Outra conclusão grave do estudo é o descumprimento da NR 17, e que o Judiciário tem dialogado pouco com a norma. Muitas das questões que são discutidas nos processos dos operadores de call Center vêm amparadas em violações da NR, em situações que já estão previstas na norma, mas o Judiciário tem tratado todas essas situações sem nem sequer se reportar ao texto da NR. “É uma das poucas normas que mais do que proteger a saúde, protege a integridade e a dignidade do trabalhador. Esta norma tem sido ignorada. Existe uma diferenciação entre os tribunais regionais e o TST, principalmente no que se refere ao reconhecimento da NR, por conta de uma restrição técnica. Os TRTs têm maior liberdade de entender os casos, quanto o TST só recebe esses fatos para enquadrá-los juridicamente. O que resulta disso é que ao invés de se perceber que é um problema coletivo, acaba sendo individualizado”. Renata destaca, porém, o marco firmado pelo TST em 2012, que reconhece a terceirização na atividade de call center como ilícita, gerando jurisprudência no reconhecimento do vínculo empregatício diretamente com a empresa concessionária.

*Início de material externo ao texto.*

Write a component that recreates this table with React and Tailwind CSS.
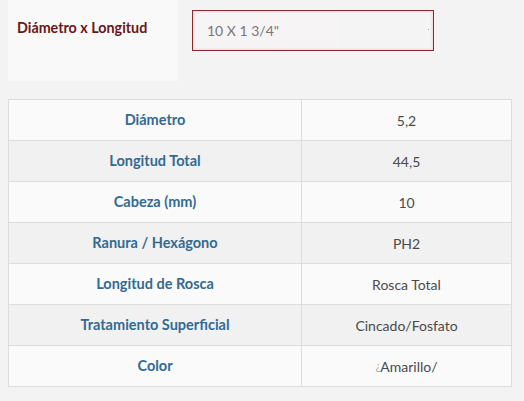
import React from 'react';

const rows = [
  ['Diámetro', '5,2'],
  ['Longitud Total', '44,5'],
  ['Cabeza (mm)', '10'],
  ['Ranura / Hexágono', 'PH2'],
  ['Longitud de Rosca', 'Rosca Total'],
  ['Tratamiento Superficial', 'Cincado/Fosfato'],
  ['Color', 'Amarillo/', '¿'],
];

function App() {
  return (
    <div className="w-[524px] h-[401px] bg-[#f3f3f3] font-['Lato',sans-serif] overflow-hidden">
      <div className="flex">
        <div className="ml-2 w-[170px] h-[81px] bg-[#f9f9f9] pl-[9px] pt-[15px]">
          <span className="text-[14.3px] font-bold text-[#6a1616]">Diámetro x Longitud</span>
        </div>
        <div className="ml-[14px] mt-[10px]">
          <div className="w-[242px] h-[41px] border border-[#8a2a2a] bg-[#f6f4f4] shadow-[inset_0_0_3px_rgba(220,120,120,0.45)] flex items-center pl-[14px] relative">
            <span className="text-[14px] text-[#777]">10 X 1 3/4"</span>
            <div className="absolute right-[6px] top-[4px] w-[88px] h-[31px] bg-[#f4f4f4]"></div>
            <div className="absolute right-[4px] top-[18px] w-px h-px bg-[#999]"></div>
          </div>
        </div>
      </div>
      <div className="mx-2 mt-[18px] w-[504px] border border-[#dddddd] border-b-0">
        {rows.map(([label, value, prefix], i) => (
          <div
            key={label}
            className={`flex h-[41px] border-b border-[#dddddd] ${i % 2 === 0 ? 'bg-[#fafafa]' : 'bg-[#f1f1f1]'}`}
          >
            <div className="w-[293px] border-r border-[#dddddd] flex items-center justify-center text-[14.5px] font-bold text-[#326a93]">
              {label}
            </div>
            <div className="flex-1 flex items-center justify-center text-[14px] text-[#4a4a4a]">
              {prefix && <span className="text-[#aaa] text-[11px]">{prefix}</span>}
              {value}
            </div>
          </div>
        ))}
      </div>
    </div>
  );
}

export default App;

“Isso significa um grande avanço no patamar de direitos desses trabalhadores, embora não estabeleça o vínculo com o adoecimento, já houve condenações exemplares no que se refere à terceirização, mas ainda há muito o que avançar”, analisa. Atualmente, conforme decisão do TST, esse tipo de terceirização praticada por essas empresas é ilícita. A subcontratação desses trabalhadores por grandes empresas para prestar serviços para terceiros ocorre de forma ilícita. E quando eles reclamam o vínculo empregatício na Justiça do Trabalho, o mesmo é atribuído diretamente à tomadora de serviços, no caso empresas como Net, Tim, Vivo, Telemar, entre outras, que terceirizam esse tipo de atividade. “O que existe no ordenamento jurídico hoje é que a terceirização de atividade-meio é tolerada e que a de atividade-fim é proibida, pois existe, no segundo caso, uma empresa interposta entre o tomador de serviço e o trabalhador somente para a intermediação de mão de obra e isso é uma forma de tratar o trabalho como mercadoria, o que não é admitido pelo nosso ordenamento jurídico, nem pela Constituição nem pela OIT”.

No caso, ela esclarece que a atividade de telefonia é a relação da empresa com o cliente e que isso faz parte da atividade principal. “O assunto agora está no STF, mas o que se espera é que não haja retrocesso nesse aspecto, pois pode gerar mais precariedade do que a existente”, projeta.